Let x be an unevenly spaced strictly increasing array (e.g., x = np.array([0, .1, .3, .7, .99])). I have the following spline functions:
from scipy.interpolate import InterpolatedUnivariateSpline
a_ = InterpolatedUnivariateSpline(x, a)
b_ = InterpolatedUnivariateSpline(x, b)
c_ = InterpolatedUnivariateSpline(x, c)
d_ = InterpolatedUnivariateSpline(x, d)
e_ = InterpolatedUnivariateSpline(x, e)
f_ = InterpolatedUnivariateSpline(x, f)
g_ = InterpolatedUnivariateSpline(x, g)
w_ = InterpolatedUnivariateSpline(x, w)
which are built from numpy arrays a,b,c,d,e,f,g,w of the same length as x.
Let w be an array with shape (2,len(x)). I am now doing the following loop:
y1 = []
y2 = []
for ii in range(len(x)):
xi = x[ii]
A_1 = np.array([[ a_(xi), -a_(xi)],
[ 0, -b_(xi)]])
B_1 = np.array([[ -a_(xi), 0],
[ b_(xi), 0]])
C_1 = np.array([[ 1, 0],
[ c_(xi), 0]])
D_1 = np.array([[ 1, 0],
[ -d_(xi), 1]])
D_2 = np.array([[ -1, 0],
[ 0, e(xi)]])
Amat = A_1 + B_1 @ np.linalg.inv(D_1) @ C_1
Bmat = B_1 @ np.linalg.inv(D_1) @ D_2
Cmat = np.linalg.inv(D_1) @ C_1
Dmat = np.linalg.inv(D_1) @ D_2
K1 = np.array([f_(xi), g_(xi)])
y1 += [-Amat.T@w - Cmat.T@K1]
y2 += [ Dmat.T@K1 + Bmat.T@w ]
This works, however, it is very slow, as x is large and I need to do this loop many times.

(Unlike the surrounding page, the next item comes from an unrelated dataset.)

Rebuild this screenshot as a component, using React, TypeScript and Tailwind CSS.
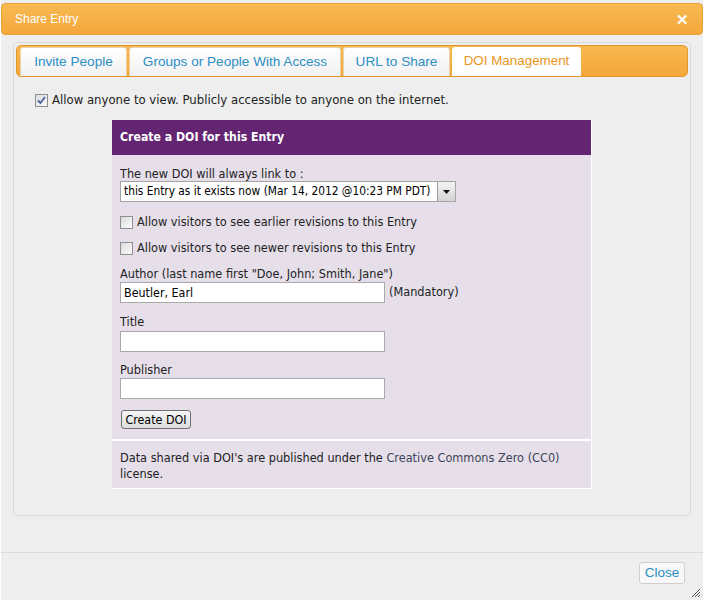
import React from 'react';

const tahoma = { fontFamily: '"DejaVu Sans Condensed", "DejaVu Sans", sans-serif' };

const Check = ({ checked }: { checked?: boolean }) => (
    <span className="inline-flex w-[13px] h-[13px] shrink-0 items-center justify-center border border-[#8e8f8f] bg-gradient-to-br from-[#dcdcdc] to-[#fbfbfb]">
        {checked && (
            <svg width="9" height="9" viewBox="0 0 9 9">
                <path d="M1 4.5 L3.5 7 L8 1" fill="none" stroke="#4a5fa0" strokeWidth="1.8" />
            </svg>
        )}
    </span>
);

const TextBox = ({ value }: { value?: string }) => (
    <div className="w-[265px] h-[21px] bg-white border border-[#a9a9a9] px-[3px] text-[12.4px] leading-[19px] text-black">
        {value}
    </div>
);

const tabs = [
    { label: 'Invite People', w: 'w-[107px]' },
    { label: 'Groups or People With Access', w: 'w-[212px]' },
    { label: 'URL to Share', w: 'w-[107px]' },
    { label: 'DOI Management', w: 'w-[129px]' },
];

export default function App() {
    return (
        <div className="w-[704px] h-[603px] bg-white overflow-hidden">
            <div className="h-[600px] mx-[1px] pt-[3px] flex flex-col bg-[#eeeeee]" style={{ fontFamily: '"Liberation Sans", Arial, sans-serif' }}>
                <div className="h-[32px] flex items-center justify-between px-[13px] rounded-[4px] border border-[#eba23c] bg-gradient-to-b from-[#f8ba52] to-[#f4a73a] text-white text-[12px]">
                    <span>Share Entry</span>
                    <span className="text-[15px] font-bold leading-none">✕</span>
                </div>

                <div className="mx-[12px] mt-[7px] h-[474px] rounded-[4px] border border-[#dadada] p-[2px] bg-[#eeeeee]">
                    <div className="h-[32px] rounded-[5px] border border-[#e3962c] bg-gradient-to-b from-[#f8b94f] to-[#f3a73a] flex items-end gap-[2px] pl-[3px]">
                        {tabs.map((t, i) => (
                            <div
                                key={t.label}
                                className={
                                    i === 3
                                        ? `${t.w} h-[29px] flex items-center justify-center whitespace-nowrap rounded-t-[3px] bg-white text-[#ea961c] text-[13.4px]`
                                        : `${t.w} h-[29px] flex items-center justify-center whitespace-nowrap rounded-t-[3px] border border-b-0 border-[#e9d3ad] bg-gradient-to-b from-[#ffffff] to-[#f1f1f1] text-[#2c8ec3] text-[13.6px]`
                                }
                            >
                                {t.label}
                            </div>
                        ))}
                    </div>

                    <div style={tahoma} className="text-[12.6px] text-[#222]">
                        <div className="flex items-center gap-[4px] mt-[15px] ml-[19px] h-[16px] text-[13px]">
                            <Check checked />
                            <span>Allow anyone to view. Publicly accessible to anyone on the internet.</span>
                        </div>

                        <div className="w-[480px] mx-auto mt-[12px] border-r border-b border-white">
                            <div className="h-[35px] bg-[#632572] flex items-center px-[8px] text-white text-[12.2px] font-bold">
                                Create a DOI for this Entry
                            </div>
                            <div className="bg-[#e6dfea] px-[8px] pt-[11px] pb-[9px] border-b-2 border-white">
                                <div className="leading-[15px]">The new DOI will always link to :</div>
                                <div className="flex w-[336px] h-[21px] border border-[#a5a5a5] bg-white">
                                    <div className="flex-1 px-[3px] leading-[19px] text-black text-[11.8px] whitespace-nowrap overflow-hidden">this Entry as it exists now (Mar 14, 2012 @10:23 PM PDT)</div>
                                    <div className="w-[18px] shrink-0 border-l border-[#9a9a9a] bg-gradient-to-b from-[#f4f4f4] to-[#d4d4d4] flex items-center justify-center">
                                        <svg width="7" height="4" viewBox="0 0 7 4"><path d="M0 0 H7 L3.5 4 Z" fill="#111" /></svg>
                                    </div>
                                </div>
                                <div className="flex items-center gap-[4px] mt-[12px] h-[16px]">
                                    <Check />
                                    <span>Allow visitors to see earlier revisions to this Entry</span>
                                </div>
                                <div className="flex items-center gap-[4px] mt-[10px] h-[16px]">
                                    <Check />
                                    <span>Allow visitors to see newer revisions to this Entry</span>
                                </div>
                                <div className="mt-[10px] leading-[16px]">Author (last name first "Doe, John; Smith, Jane")</div>
                                <div className="flex items-center gap-[4px]">
                                    <TextBox value="Beutler, Earl" />
                                    <span>(Mandatory)</span>
                                </div>
                                <div className="mt-[11px] leading-[16px]">Title</div>
                                <div className="mt-[1px]"><TextBox /></div>
                                <div className="mt-[10px] leading-[16px]">Publisher</div>
                                <TextBox />
                                <button className="mt-[11px] ml-[1px] h-[19px] w-[70px] rounded-[3px] border border-[#707070] bg-gradient-to-b from-[#f6f6f6] to-[#dcdcdc] text-[12.4px] leading-[17px] text-black">
                                    Create DOI
                                </button>
                            </div>
                            <div className="bg-[#e6dfea] px-[8px] pt-[9px] pb-[6px] leading-[16px]">
                                Data shared via DOI's are published under the <span className="text-[#3b4458]">Creative Commons Zero (CC0)</span> license.
                            </div>
                        </div>
                    </div>
                </div>

                <div className="mt-[36px] flex-1 border-t border-[#dcdcdc] relative">
                    <div className="flex justify-end pr-[18px] pt-[9px]">
                        <div className="w-[46px] h-[22px] rounded-[3px] border border-[#cfcfcf] bg-[#f8f8f8] flex items-center justify-center text-[13.5px] text-[#2c8ec3]">
                            Close
                        </div>
                    </div>
                    <svg className="absolute right-[2px] bottom-[2px]" width="10" height="10" viewBox="0 0 10 10">
                        <path d="M9 1 L1 9 M9 4 L4 9 M9 7 L7 9" stroke="#555" strokeWidth="1" />
                    </svg>
                </div>
            </div>
        </div>
    );
}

My feeling is that I should be able to vectorize all of this code and it will be very fast. However, when I try to do so, I run into problems with the @ matrix multiplications:
MemoryError: Unable to allocate array with shape (4800, 4800, 4800) and data type float64
Here is my attempt, with the code that produces that error:
nil = np.zeros(len(x))
A_1 = np.array([[ a_(x), -a_(x)],
[ nil, -b_(x)]])
B_1 = np.array([[-a_(x), nil],
[ b_(x), nil]])
C_1 = np.array([[ 1+nil, nil],
[ c_(x), nil]])
D_1 = np.array([[ 1+nil, nil],
[-d_(x), 1+nil]])
D_2 = np.array([[ nil-1, nil],
[ nil, e_(x)]])
Amat = A_1 + B_1 @ np.linalg.pinv(D_1) @ C_1
Bmat = B_1 @ np.linalg.pinv(D_1) @ D_2
Cmat = np.linalg.pinv(D_1) @ C_1
Dmat = np.linalg.pinv(D_1) @ D_2
K1 = np.array([f_(x), g_(x)])
Cmat.T@K1 # produces the error
At a basic level I can move the creation of the A_1, etc matrices outside of the loop, and that speeds it up. However, is it possible to speed it up even more?
Cmat.T@K1line (and without equivalent code in the first approach)?y1 += [-Amat.T@w - Cmat.T@K1]. The interpolation of the a_,.. can be easily vectorized. There are for sure large speedups possible (you have loads of temporary arrays, calling BLAS routines with tiny arrays stackoverflow.com/a/49613797/4045774 ,etc. With a fully working example (also includes all inputs, which could be random) it should be straight forward to drastically speed this up using cython or numba without any additional memory overhead.